- **What to do**: Leave out the pictures and repeat the rest of the material exactly.

- **Given information**:
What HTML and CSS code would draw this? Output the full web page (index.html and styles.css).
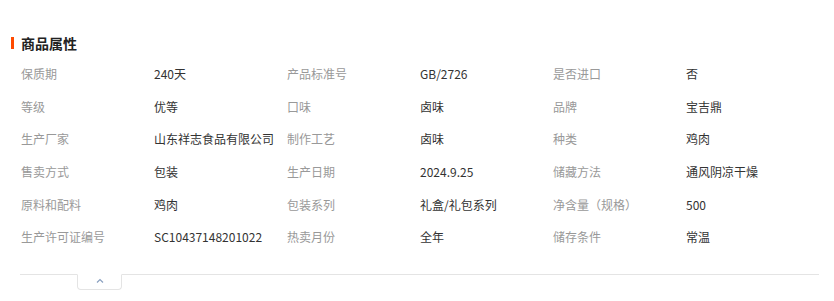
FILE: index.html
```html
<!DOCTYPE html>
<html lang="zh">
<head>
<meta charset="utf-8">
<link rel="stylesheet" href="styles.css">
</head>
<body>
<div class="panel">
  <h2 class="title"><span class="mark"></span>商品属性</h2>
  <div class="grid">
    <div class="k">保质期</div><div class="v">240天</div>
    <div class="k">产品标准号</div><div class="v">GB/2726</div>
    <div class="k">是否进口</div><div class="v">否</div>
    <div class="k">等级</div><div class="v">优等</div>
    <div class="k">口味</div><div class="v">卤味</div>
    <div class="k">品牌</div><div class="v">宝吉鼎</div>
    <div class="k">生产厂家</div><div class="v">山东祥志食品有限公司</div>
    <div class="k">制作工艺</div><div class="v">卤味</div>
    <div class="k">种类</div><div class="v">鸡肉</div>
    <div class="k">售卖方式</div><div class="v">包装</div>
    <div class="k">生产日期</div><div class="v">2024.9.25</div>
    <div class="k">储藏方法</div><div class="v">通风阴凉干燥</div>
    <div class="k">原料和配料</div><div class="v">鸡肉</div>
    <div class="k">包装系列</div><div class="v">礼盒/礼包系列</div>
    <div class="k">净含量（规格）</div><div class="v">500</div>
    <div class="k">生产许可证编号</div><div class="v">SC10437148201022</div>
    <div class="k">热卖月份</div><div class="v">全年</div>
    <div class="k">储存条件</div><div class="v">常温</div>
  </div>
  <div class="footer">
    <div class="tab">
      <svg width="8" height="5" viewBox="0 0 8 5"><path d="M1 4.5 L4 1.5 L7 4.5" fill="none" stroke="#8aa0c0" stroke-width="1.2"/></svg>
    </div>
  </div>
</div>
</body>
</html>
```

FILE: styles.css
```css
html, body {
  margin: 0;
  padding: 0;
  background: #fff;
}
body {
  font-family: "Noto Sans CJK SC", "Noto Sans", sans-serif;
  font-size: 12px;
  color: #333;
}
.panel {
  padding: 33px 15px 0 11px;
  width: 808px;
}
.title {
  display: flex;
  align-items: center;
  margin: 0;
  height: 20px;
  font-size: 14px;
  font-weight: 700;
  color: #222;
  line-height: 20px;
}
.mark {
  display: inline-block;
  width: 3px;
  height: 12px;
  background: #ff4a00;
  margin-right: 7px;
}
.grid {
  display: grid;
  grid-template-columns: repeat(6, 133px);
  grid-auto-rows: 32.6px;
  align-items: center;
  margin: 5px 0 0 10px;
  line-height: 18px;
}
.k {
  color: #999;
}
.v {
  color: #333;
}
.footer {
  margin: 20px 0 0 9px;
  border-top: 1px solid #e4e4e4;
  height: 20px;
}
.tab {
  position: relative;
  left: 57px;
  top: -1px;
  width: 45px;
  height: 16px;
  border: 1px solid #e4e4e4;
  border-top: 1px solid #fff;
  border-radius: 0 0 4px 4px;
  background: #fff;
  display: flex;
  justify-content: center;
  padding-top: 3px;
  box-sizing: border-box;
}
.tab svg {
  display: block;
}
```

- **Exercise output**:
What HTML and CSS code would draw this? Output the full web page (index.html and styles.css).
FILE: index.html
```html
<!DOCTYPE html>
<html lang="zh">
<head>
<meta charset="utf-8">
<link rel="stylesheet" href="styles.css">
</head>
<body>
<div class="panel">
  <h2 class="title"><span class="mark"></span>商品属性</h2>
  <div class="grid">
    <div class="k">保质期</div><div class="v">240天</div>
    <div class="k">产品标准号</div><div class="v">GB/2726</div>
    <div class="k">是否进口</div><div class="v">否</div>
    <div class="k">等级</div><div class="v">优等</div>
    <div class="k">口味</div><div class="v">卤味</div>
    <div class="k">品牌</div><div class="v">宝吉鼎</div>
    <div class="k">生产厂家</div><div class="v">山东祥志食品有限公司</div>
    <div class="k">制作工艺</div><div class="v">卤味</div>
    <div class="k">种类</div><div class="v">鸡肉</div>
    <div class="k">售卖方式</div><div class="v">包装</div>
    <div class="k">生产日期</div><div class="v">2024.9.25</div>
    <div class="k">储藏方法</div><div class="v">通风阴凉干燥</div>
    <div class="k">原料和配料</div><div class="v">鸡肉</div>
    <div class="k">包装系列</div><div class="v">礼盒/礼包系列</div>
    <div class="k">净含量（规格）</div><div class="v">500</div>
    <div class="k">生产许可证编号</div><div class="v">SC10437148201022</div>
    <div class="k">热卖月份</div><div class="v">全年</div>
    <div class="k">储存条件</div><div class="v">常温</div>
  </div>
  <div class="footer">
    <div class="tab">
      <svg width="8" height="5" viewBox="0 0 8 5"><path d="M1 4.5 L4 1.5 L7 4.5" fill="none" stroke="#8aa0c0" stroke-width="1.2"/></svg>
    </div>
  </div>
</div>
</body>
</html>
```

FILE: styles.css
```css
html, body {
  margin: 0;
  padding: 0;
  background: #fff;
}
body {
  font-family: "Noto Sans CJK SC", "Noto Sans", sans-serif;
  font-size: 12px;
  color: #333;
}
.panel {
  padding: 33px 15px 0 11px;
  width: 808px;
}
.title {
  display: flex;
  align-items: center;
  margin: 0;
  height: 20px;
  font-size: 14px;
  font-weight: 700;
  color: #222;
  line-height: 20px;
}
.mark {
  display: inline-block;
  width: 3px;
  height: 12px;
  background: #ff4a00;
  margin-right: 7px;
}
.grid {
  display: grid;
  grid-template-columns: repeat(6, 133px);
  grid-auto-rows: 32.6px;
  align-items: center;
  margin: 5px 0 0 10px;
  line-height: 18px;
}
.k {
  color: #999;
}
.v {
  color: #333;
}
.footer {
  margin: 20px 0 0 9px;
  border-top: 1px solid #e4e4e4;
  height: 20px;
}
.tab {
  position: relative;
  left: 57px;
  top: -1px;
  width: 45px;
  height: 16px;
  border: 1px solid #e4e4e4;
  border-top: 1px solid #fff;
  border-radius: 0 0 4px 4px;
  background: #fff;
  display: flex;
  justify-content: center;
  padding-top: 3px;
  box-sizing: border-box;
}
.tab svg {
  display: block;
}
```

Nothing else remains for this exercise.